Dynamic scheduling of multi -product systems with setups: Bounds and heuristics.

Abstract

We consider a single-stage multi-product production system. In such a system, a single machine is used to process multiple types of products. The demands and processing rates for a part are likely to differ across types. Setup activities are necessary when switches of part types are made. These setup activities require time and incur cost that depend on the specific part type. As a consequence of these differences, production scheduling will have great impact on the total amount of work in process (WIP) inventory and the average production cost. Optimal dynamic schedules and performance bounds for such a system under the stochastic setting are extremely difficult to obtain, even for very simple cases. We analyze such a system with a fluid model. Under the fluid assumption, the demands and processing rates of products are assumed to be deterministic and continuous. The setup times are assumed to be deterministic as well.
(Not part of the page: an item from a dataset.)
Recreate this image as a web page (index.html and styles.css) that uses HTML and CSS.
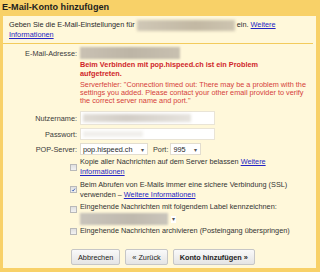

We develop a mathematical program to model this fluid system and use it to derive a lower bound and scheduling heuristics for such a fluid system. We then show that the fluid bound is a valid lower bound for the stochastic system operated under a static-type policy. The heuristics are then used as scheduling methods for the stochastic system. A simulation study is conducted to study the performance of the bound and scheduling heuristics. In addition, we extend the fluid bound to multi-stage systems under a specific assumption on the service discipline.